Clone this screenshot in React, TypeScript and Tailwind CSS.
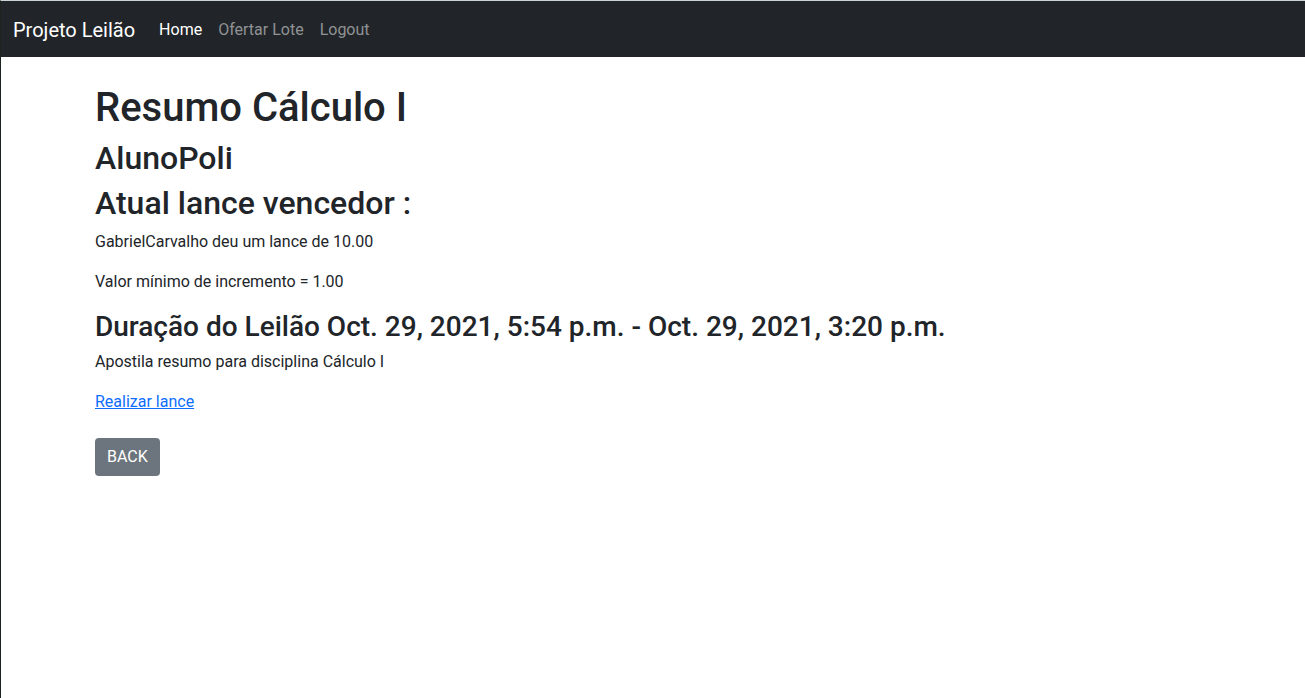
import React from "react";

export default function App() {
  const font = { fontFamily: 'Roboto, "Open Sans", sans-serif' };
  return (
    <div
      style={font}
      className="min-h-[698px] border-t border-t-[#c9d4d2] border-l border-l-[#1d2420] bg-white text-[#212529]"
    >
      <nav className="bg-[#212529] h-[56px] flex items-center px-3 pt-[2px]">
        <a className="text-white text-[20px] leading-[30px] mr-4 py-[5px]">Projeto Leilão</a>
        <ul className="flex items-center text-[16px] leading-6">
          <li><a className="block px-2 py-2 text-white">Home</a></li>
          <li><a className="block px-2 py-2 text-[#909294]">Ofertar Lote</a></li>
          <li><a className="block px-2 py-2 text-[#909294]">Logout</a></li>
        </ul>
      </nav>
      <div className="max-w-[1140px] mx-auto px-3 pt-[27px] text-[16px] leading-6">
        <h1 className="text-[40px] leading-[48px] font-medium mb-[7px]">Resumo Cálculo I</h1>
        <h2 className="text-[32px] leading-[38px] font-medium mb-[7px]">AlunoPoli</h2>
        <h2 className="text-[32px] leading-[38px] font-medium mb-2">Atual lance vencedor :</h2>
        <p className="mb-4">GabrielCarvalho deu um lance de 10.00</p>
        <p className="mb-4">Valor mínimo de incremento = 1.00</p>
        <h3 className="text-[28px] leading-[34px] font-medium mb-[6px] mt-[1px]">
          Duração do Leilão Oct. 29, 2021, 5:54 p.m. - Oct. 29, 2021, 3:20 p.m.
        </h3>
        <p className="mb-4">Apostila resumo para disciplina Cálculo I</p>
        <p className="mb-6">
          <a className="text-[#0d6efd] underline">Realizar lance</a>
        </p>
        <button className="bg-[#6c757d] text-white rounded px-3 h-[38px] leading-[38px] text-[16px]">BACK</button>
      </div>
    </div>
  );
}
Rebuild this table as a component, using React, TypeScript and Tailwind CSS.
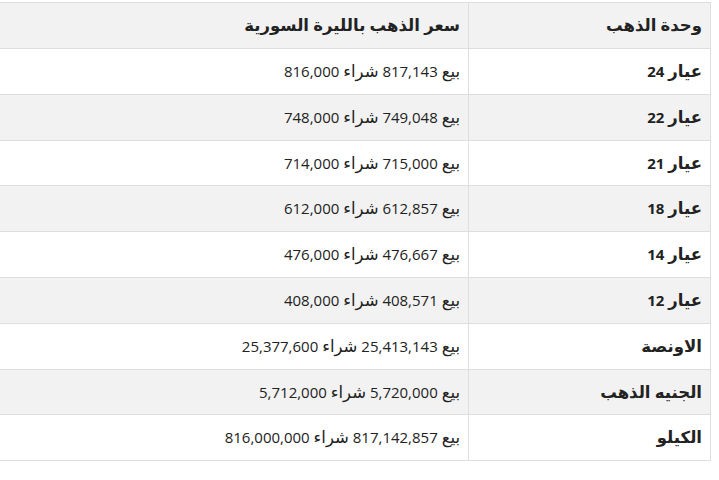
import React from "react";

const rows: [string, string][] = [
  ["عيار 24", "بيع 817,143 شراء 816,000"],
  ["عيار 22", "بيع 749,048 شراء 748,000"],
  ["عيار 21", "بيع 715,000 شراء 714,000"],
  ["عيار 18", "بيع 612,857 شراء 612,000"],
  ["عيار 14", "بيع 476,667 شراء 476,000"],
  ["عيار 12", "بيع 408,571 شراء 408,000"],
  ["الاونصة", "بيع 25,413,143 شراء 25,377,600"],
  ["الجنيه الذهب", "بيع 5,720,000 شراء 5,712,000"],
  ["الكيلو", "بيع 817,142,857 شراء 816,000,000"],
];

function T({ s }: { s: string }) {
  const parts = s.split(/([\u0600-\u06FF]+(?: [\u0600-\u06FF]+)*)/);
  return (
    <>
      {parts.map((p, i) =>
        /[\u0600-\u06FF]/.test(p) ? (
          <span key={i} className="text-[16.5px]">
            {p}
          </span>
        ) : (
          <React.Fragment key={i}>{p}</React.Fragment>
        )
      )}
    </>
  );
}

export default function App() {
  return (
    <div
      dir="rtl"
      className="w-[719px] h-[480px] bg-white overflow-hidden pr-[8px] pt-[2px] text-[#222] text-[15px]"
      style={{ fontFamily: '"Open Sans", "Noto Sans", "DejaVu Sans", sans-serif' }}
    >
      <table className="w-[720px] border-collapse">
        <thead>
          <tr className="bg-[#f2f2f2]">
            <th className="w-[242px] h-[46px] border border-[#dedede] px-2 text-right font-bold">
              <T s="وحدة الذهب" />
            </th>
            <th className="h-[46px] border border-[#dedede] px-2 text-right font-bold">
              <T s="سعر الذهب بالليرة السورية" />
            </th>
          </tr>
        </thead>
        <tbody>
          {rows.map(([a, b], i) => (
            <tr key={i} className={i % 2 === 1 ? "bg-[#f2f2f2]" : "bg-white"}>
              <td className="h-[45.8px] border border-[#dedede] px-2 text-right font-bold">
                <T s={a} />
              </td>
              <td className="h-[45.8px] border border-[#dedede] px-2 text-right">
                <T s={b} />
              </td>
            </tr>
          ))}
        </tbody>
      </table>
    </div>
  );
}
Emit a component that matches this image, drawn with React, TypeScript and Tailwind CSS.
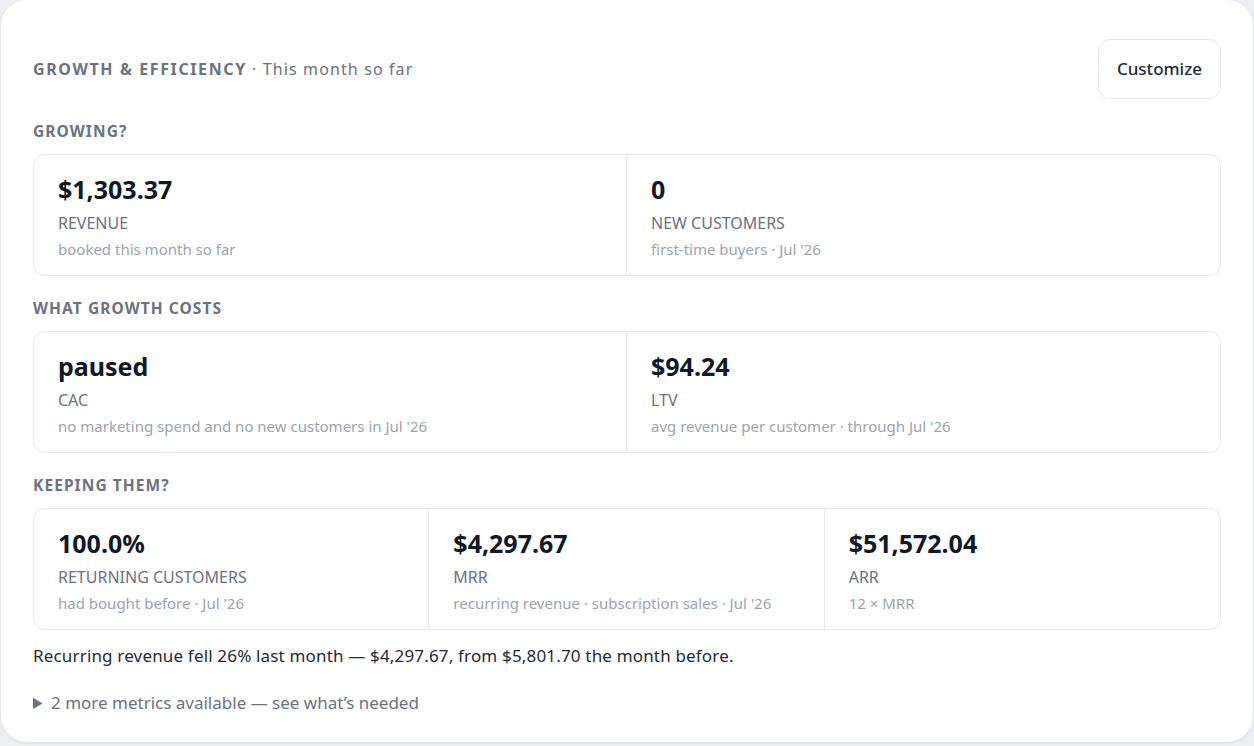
- - - - - - -
> [WHAT IS NEEDED]: Would you return the data exactly as written, without the pictures?

> [FINAL ANSWER]:
Clone this screenshot in React, TypeScript and Tailwind CSS.
import React from "react";

export default function App() {
  const font = { fontFamily: 'Roboto, "Open Sans", sans-serif' };
  return (
    <div
      style={font}
      className="min-h-[698px] border-t border-t-[#c9d4d2] border-l border-l-[#1d2420] bg-white text-[#212529]"
    >
      <nav className="bg-[#212529] h-[56px] flex items-center px-3 pt-[2px]">
        <a className="text-white text-[20px] leading-[30px] mr-4 py-[5px]">Projeto Leilão</a>
        <ul className="flex items-center text-[16px] leading-6">
          <li><a className="block px-2 py-2 text-white">Home</a></li>
          <li><a className="block px-2 py-2 text-[#909294]">Ofertar Lote</a></li>
          <li><a className="block px-2 py-2 text-[#909294]">Logout</a></li>
        </ul>
      </nav>
      <div className="max-w-[1140px] mx-auto px-3 pt-[27px] text-[16px] leading-6">
        <h1 className="text-[40px] leading-[48px] font-medium mb-[7px]">Resumo Cálculo I</h1>
        <h2 className="text-[32px] leading-[38px] font-medium mb-[7px]">AlunoPoli</h2>
        <h2 className="text-[32px] leading-[38px] font-medium mb-2">Atual lance vencedor :</h2>
        <p className="mb-4">GabrielCarvalho deu um lance de 10.00</p>
        <p className="mb-4">Valor mínimo de incremento = 1.00</p>
        <h3 className="text-[28px] leading-[34px] font-medium mb-[6px] mt-[1px]">
          Duração do Leilão Oct. 29, 2021, 5:54 p.m. - Oct. 29, 2021, 3:20 p.m.
        </h3>
        <p className="mb-4">Apostila resumo para disciplina Cálculo I</p>
        <p className="mb-6">
          <a className="text-[#0d6efd] underline">Realizar lance</a>
        </p>
        <button className="bg-[#6c757d] text-white rounded px-3 h-[38px] leading-[38px] text-[16px]">BACK</button>
      </div>
    </div>
  );
}
Rebuild this table as a component, using React, TypeScript and Tailwind CSS.
import React from "react";

const rows: [string, string][] = [
  ["عيار 24", "بيع 817,143 شراء 816,000"],
  ["عيار 22", "بيع 749,048 شراء 748,000"],
  ["عيار 21", "بيع 715,000 شراء 714,000"],
  ["عيار 18", "بيع 612,857 شراء 612,000"],
  ["عيار 14", "بيع 476,667 شراء 476,000"],
  ["عيار 12", "بيع 408,571 شراء 408,000"],
  ["الاونصة", "بيع 25,413,143 شراء 25,377,600"],
  ["الجنيه الذهب", "بيع 5,720,000 شراء 5,712,000"],
  ["الكيلو", "بيع 817,142,857 شراء 816,000,000"],
];

function T({ s }: { s: string }) {
  const parts = s.split(/([\u0600-\u06FF]+(?: [\u0600-\u06FF]+)*)/);
  return (
    <>
      {parts.map((p, i) =>
        /[\u0600-\u06FF]/.test(p) ? (
          <span key={i} className="text-[16.5px]">
            {p}
          </span>
        ) : (
          <React.Fragment key={i}>{p}</React.Fragment>
        )
      )}
    </>
  );
}

export default function App() {
  return (
    <div
      dir="rtl"
      className="w-[719px] h-[480px] bg-white overflow-hidden pr-[8px] pt-[2px] text-[#222] text-[15px]"
      style={{ fontFamily: '"Open Sans", "Noto Sans", "DejaVu Sans", sans-serif' }}
    >
      <table className="w-[720px] border-collapse">
        <thead>
          <tr className="bg-[#f2f2f2]">
            <th className="w-[242px] h-[46px] border border-[#dedede] px-2 text-right font-bold">
              <T s="وحدة الذهب" />
            </th>
            <th className="h-[46px] border border-[#dedede] px-2 text-right font-bold">
              <T s="سعر الذهب بالليرة السورية" />
            </th>
          </tr>
        </thead>
        <tbody>
          {rows.map(([a, b], i) => (
            <tr key={i} className={i % 2 === 1 ? "bg-[#f2f2f2]" : "bg-white"}>
              <td className="h-[45.8px] border border-[#dedede] px-2 text-right font-bold">
                <T s={a} />
              </td>
              <td className="h-[45.8px] border border-[#dedede] px-2 text-right">
                <T s={b} />
              </td>
            </tr>
          ))}
        </tbody>
      </table>
    </div>
  );
}
Emit a component that matches this image, drawn with React, TypeScript and Tailwind CSS.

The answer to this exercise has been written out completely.